Not all parents let you "leech off of them," some (such as my mother) still expect YOU to be THEIR slave. Pretty much after my mom got remarried and had my half-siblings (a brother and a sister), I became the outcast. My mom bought plenty for my siblings and got pi**ed when I needed new school clothes, school supplies, or on rare occasions asked for something leisurely. And, 18 years? I moved out 7+ months ago when I was still 17. :( I'm just a bit offended that you generalize peoples' situations.

And, to this person it's not just a comic. I love to draw, too (although I lack the attention span to make a storyline for a comic) and I understand how a drawing, or in this case a comic, can mean a lot to you. They put a lot of effort into it, they were proud of it, and wanted to share their accomplishment with their mom (and dad). I think if you spent ages making something from scratch, only to have someone (even your parent) come along and ruin it completely for you... You'd be pretty pi**ed off.
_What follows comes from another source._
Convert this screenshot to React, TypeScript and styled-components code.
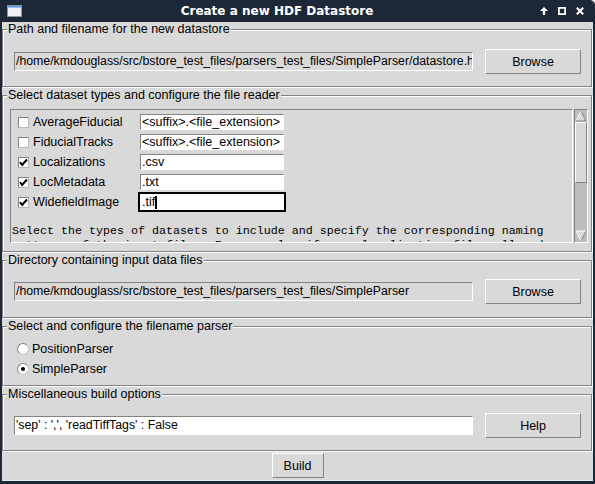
import React from "react";
import styled, { createGlobalStyle } from "styled-components";

const BG = "#d9d9d9";
const DARK = "#828282";
const NAVY = "#1c2838";

const GlobalStyle = createGlobalStyle`
  html, body { margin: 0; padding: 0; background: #ffffff; }
  body { font-family: "Liberation Sans", Arial, sans-serif; }
  * { box-sizing: border-box; }
`;

const Window = styled.div`
  width: 595px;
  height: 484px;
  background: ${BG};
  border-left: 2px solid ${NAVY};
  border-right: 2px solid ${NAVY};
  border-bottom: 3px solid ${NAVY};
  border-top-right-radius: 5px;
  overflow: hidden;
  display: flex;
  flex-direction: column;
  color: #000;
  font-size: 12.5px;
`;

const TitleBar = styled.div`
  height: 22px;
  flex: none;
  background: ${NAVY};
  display: flex;
  align-items: center;
  margin: 0 -2px;
  padding: 0 11px 0 7px;
`;

const TitleText = styled.div`
  flex: 1;
  text-align: center;
  color: #ffffff;
  font-family: "DejaVu Sans", sans-serif;
  font-weight: bold;
  font-size: 12px;
  padding-right: 8px;
`;

const TitleControls = styled.div`
  display: flex;
  align-items: center;
  gap: 10px;
`;

const Content = styled.div`
  flex: 1;
  display: flex;
  flex-direction: column;
`;

const Section = styled.fieldset`
  margin: 0 1px 1px 0;
  padding: 0;
  min-width: 0;
  border: 1px solid ${DARK};
  box-shadow: inset 1px 1px 0 #ffffff, 1px 1px 0 #ffffff;
`;

const Legend = styled.legend`
  margin-left: 4px;
  padding: 0 1px;
  font-size: 12.5px;
  line-height: 14px;
  background: ${BG};
  white-space: nowrap;
`;

const FieldRow = styled.div<{ $top: number; $bottom: number }>`
  display: flex;
  align-items: center;
  gap: 12px;
  padding: ${(p) => p.$top}px 10px ${(p) => p.$bottom}px 11px;
`;

const Entry = styled.div<{ $editable?: boolean }>`
  flex: 1;
  min-width: 0;
  height: 19px;
  background: ${(p) => (p.$editable ? "#ffffff" : BG)};
  border: 1px solid;
  border-color: ${DARK} #ffffff #ffffff ${DARK};
  padding: 0 1px;
  font-size: 12.3px;
  line-height: 17px;
  white-space: nowrap;
  overflow: hidden;
`;

const Button = styled.button<{ $width: number }>`
  width: ${(p) => p.$width}px;
  height: 25px;
  flex: none;
  background: ${BG};
  border: 1px solid;
  border-color: #ffffff ${DARK} ${DARK} #ffffff;
  font-family: "Liberation Sans", Arial, sans-serif;
  font-size: 12.5px;
  color: #000;
  padding: 0;
`;

const ReaderBody = styled.div`
  display: flex;
  gap: 1px;
  padding: 7px 3px 8px 7px;
`;

const Canvas = styled.div`
  flex: 1;
  height: 134px;
  border: 1px solid;
  border-color: ${DARK} #ffffff #ffffff ${DARK};
  overflow: hidden;
  padding-top: 2px;
`;

const TypeGrid = styled.div`
  display: grid;
  grid-template-columns: 11px 101px 148px;
  grid-auto-rows: 20px;
  column-gap: 4px;
  align-items: center;
  padding-left: 7px;
`;

const CheckBox = styled.span`
  width: 11px;
  height: 11px;
  background: #ffffff;
  border: 1px solid;
  border-color: ${DARK} #b8b8b8 #b8b8b8 ${DARK};
  display: flex;
  align-items: center;
  justify-content: center;
`;

const TypeLabel = styled.span`
  white-space: nowrap;
`;

const EntryRing = styled.div<{ $focused?: boolean }>`
  height: 20px;
  border: 2px solid ${(p) => (p.$focused ? "#000000" : BG)};
`;

const EntryField = styled.div<{ $focused?: boolean }>`
  height: 100%;
  background: #ffffff;
  border: 1px solid;
  border-color: ${(p) => (p.$focused ? "#ffffff" : `${DARK} #ffffff #ffffff ${DARK}`)};
  line-height: 14px;
  padding: 0 1px;
  white-space: nowrap;
  overflow: hidden;
  display: flex;
  align-items: center;
`;

const Caret = styled.span`
  display: inline-block;
  width: 2px;
  height: 13px;
  background: #000;
`;

const Description = styled.div`
  margin-top: 12px;
  font-family: "Liberation Mono", monospace;
  font-size: 11.67px;
  line-height: 14px;
  white-space: pre;
  padding-left: 1px;
`;

const ScrollBar = styled.div`
  width: 14px;
  height: 134px;
  flex: none;
  border: 1px solid;
  border-color: ${DARK} #ffffff #ffffff ${DARK};
  background: #bdbdbd;
  display: flex;
  flex-direction: column;
`;

const ScrollArrow = styled.div`
  height: 12px;
  flex: none;
  display: flex;
`;

const ScrollThumb = styled.div`
  height: 61px;
  flex: none;
  background: ${BG};
  border: 1px solid;
  border-color: #ffffff ${DARK} ${DARK} #ffffff;
`;

const ScrollSpace = styled.div`
  flex: 1;
`;

const RadioBody = styled.div`
  padding: 6px 0 6px 14px;
  display: flex;
  flex-direction: column;
`;

const RadioRow = styled.label`
  height: 20px;
  display: flex;
  align-items: center;
  gap: 3px;
`;

const Radio = styled.span<{ $on?: boolean }>`
  width: 12px;
  height: 12px;
  border-radius: 50%;
  background: #ffffff;
  border: 1px solid;
  border-color: ${DARK} #c8c8c8 #c8c8c8 ${DARK};
  display: flex;
  align-items: center;
  justify-content: center;
  &::after {
    content: "";
    width: 4px;
    height: 4px;
    border-radius: 50%;
    background: ${(p) => (p.$on ? "#000" : "transparent")};
  }
`;

const BuildBar = styled.div`
  flex: 1;
  display: flex;
  justify-content: center;
  align-items: flex-start;
  padding-top: 1px;
  border-bottom: 1px solid #ececec;
`;

const WindowIcon = () => (
  <svg width="15" height="12" viewBox="0 0 15 12">
    <rect x="0.5" y="0.5" width="14" height="11" fill="#eef0f3" stroke="#8d95a3" />
    <rect x="1" y="1" width="13" height="1.5" fill="#5d8fe0" />
  </svg>
);

const UpIcon = () => (
  <svg width="8" height="8" viewBox="0 0 8 8">
    <polygon points="4,0 8,4 5.2,4 5.2,8 2.8,8 2.8,4 0,4" fill="#ffffff" />
  </svg>
);

const MaxIcon = () => (
  <svg width="8" height="8" viewBox="0 0 8 8">
    <rect x="0.9" y="0.9" width="6.2" height="6.2" fill="none" stroke="#ffffff" strokeWidth="1.8" />
  </svg>
);

const CloseIcon = () => (
  <svg width="8" height="8" viewBox="0 0 8 8">
    <path d="M0.8 0.8 L7.2 7.2 M7.2 0.8 L0.8 7.2" stroke="#ffffff" strokeWidth="2" />
  </svg>
);

const CheckMark = () => (
  <svg width="9" height="9" viewBox="0 0 9 9">
    <polyline points="1,4.2 3.2,7 8,1.5" fill="none" stroke="#000" strokeWidth="2" />
  </svg>
);

const ArrowUp = () => (
  <svg width="12" height="12" viewBox="0 0 12 12">
    <polygon points="6,1 11,11 1,11" fill={BG} />
    <path d="M1 11 L6 1" stroke="#ffffff" />
    <path d="M6 1 L11 11 L1 11" stroke={DARK} fill="none" />
  </svg>
);

const ArrowDown = () => (
  <svg width="12" height="12" viewBox="0 0 12 12">
    <polygon points="1,1 11,1 6,11" fill={BG} />
    <path d="M6 11 L1 1 L11 1" stroke="#ffffff" fill="none" />
    <path d="M11 1 L6 11" stroke={DARK} />
  </svg>
);

const datasetTypes = [
  { name: "AverageFiducial", checked: false, value: "<suffix>.<file_extension>" },
  { name: "FiducialTracks", checked: false, value: "<suffix>.<file_extension>" },
  { name: "Localizations", checked: true, value: ".csv" },
  { name: "LocMetadata", checked: true, value: ".txt" },
  { name: "WidefieldImage", checked: true, value: ".tif", focused: true },
];

export default function App() {
  return (
    <>
      <GlobalStyle />
      <Window>
        <TitleBar>
          <WindowIcon />
          <TitleText>Create a new HDF Datastore</TitleText>
          <TitleControls>
            <UpIcon />
            <MaxIcon />
            <CloseIcon />
          </TitleControls>
        </TitleBar>
        <Content>
          <Section>
            <Legend>Path and filename for the new datastore</Legend>
            <FieldRow $top={13} $bottom={12}>
              <Entry>/home/kmdouglass/src/bstore_test_files/parsers_test_files/SimpleParser/datastore.h5</Entry>
              <Button $width={96}>Browse</Button>
            </FieldRow>
          </Section>

          <Section>
            <Legend>Select dataset types and configure the file reader</Legend>
            <ReaderBody>
              <Canvas>
                <TypeGrid>
                  {datasetTypes.map((t) => (
                    <React.Fragment key={t.name}>
                      <CheckBox>{t.checked && <CheckMark />}</CheckBox>
                      <TypeLabel>{t.name}</TypeLabel>
                      <EntryRing $focused={t.focused}>
                        <EntryField $focused={t.focused}>
                          {t.value}
                          {t.focused && <Caret />}
                        </EntryField>
                      </EntryRing>
                    </React.Fragment>
                  ))}
                </TypeGrid>
                <Description>
                  {"Select the types of datasets to include and specify the corresponding naming\npatterns of the input files. For example, if your localization files all end"}
                </Description>
              </Canvas>
              <ScrollBar>
                <ScrollArrow>
                  <ArrowUp />
                </ScrollArrow>
                <ScrollThumb />
                <ScrollSpace />
                <ScrollArrow>
                  <ArrowDown />
                </ScrollArrow>
              </ScrollBar>
            </ReaderBody>
          </Section>

          <Section>
            <Legend>Directory containing input data files</Legend>
            <FieldRow $top={12} $bottom={13}>
              <Entry>/home/kmdouglass/src/bstore_test_files/parsers_test_files/SimpleParser</Entry>
              <Button $width={96}>Browse</Button>
            </FieldRow>
          </Section>

          <Section>
            <Legend>Select and configure the filename parser</Legend>
            <RadioBody>
              <RadioRow>
                <Radio />
                PositionParser
              </RadioRow>
              <RadioRow>
                <Radio $on />
                SimpleParser
              </RadioRow>
            </RadioBody>
          </Section>

          <Section>
            <Legend>Miscellaneous build options</Legend>
            <FieldRow $top={12} $bottom={12}>
              <Entry $editable>'sep' : ',', 'readTiffTags' : False</Entry>
              <Button $width={96}>Help</Button>
            </FieldRow>
          </Section>

          <BuildBar>
            <Button $width={52}>Build</Button>
          </BuildBar>
        </Content>
      </Window>
    </>
  );
}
@ Original Poster: If your mom's like mine, talking to her won't help, so I'd say take the advice of a few others--don't show her your work. Share it with a close friend or someone that understands you. You can try talking to your mom, but I've been through plenty of "trying to impress your mother" to no avail and it hurts every time. I wouldn't risk getting your work ruined again.

[/rant] ;)

 
A bit of an overeaction Im 12 ,luv drawing but havent got ideas for comics, and (actually i was 11 then) my

doesnt mind me reading very graphic and violent comics(JTHM and lenore!they rock) and watching stuff that has sexual inneundo in it.

 
I think you're full of crap.
Not all parents let you "leech off of them," some (such as my mother) still expect YOU to be THEIR slave. Pretty much after my mom got remarried and had my half-siblings (a brother and a sister), I became the outcast. My mom bought plenty for my siblings and got pi**ed when I needed new school clothes, school supplies, or on rare occasions asked for something leisurely. And, 18 years? I moved out 7+ months ago when I was still 17. ;) I'm just a bit offended that you generalize peoples' situations.
Poor you!why does child hood really suck for some people?I live with my grandad i luv him but he gets really mardy sometimes :( esoecially at christmas cus 8 years ago his wife died on(thus was awfull for me at 4 and all i rember from that day was being toldd my wonderful gran had died)boxing day the day after xmas and he still cant move on.

back on topic now:

why dont you speak to your dad(your dad doesnt seem to mind)and ask him to have a word with your mum a bout this?She probably doesnt want accept that your more wordly aware and she may be worried that if you know about it you might do it.Just being protective that all :eek: let her know that you apreciate that.

i HAVE got to stop reading the problem pages in my sugar magazine.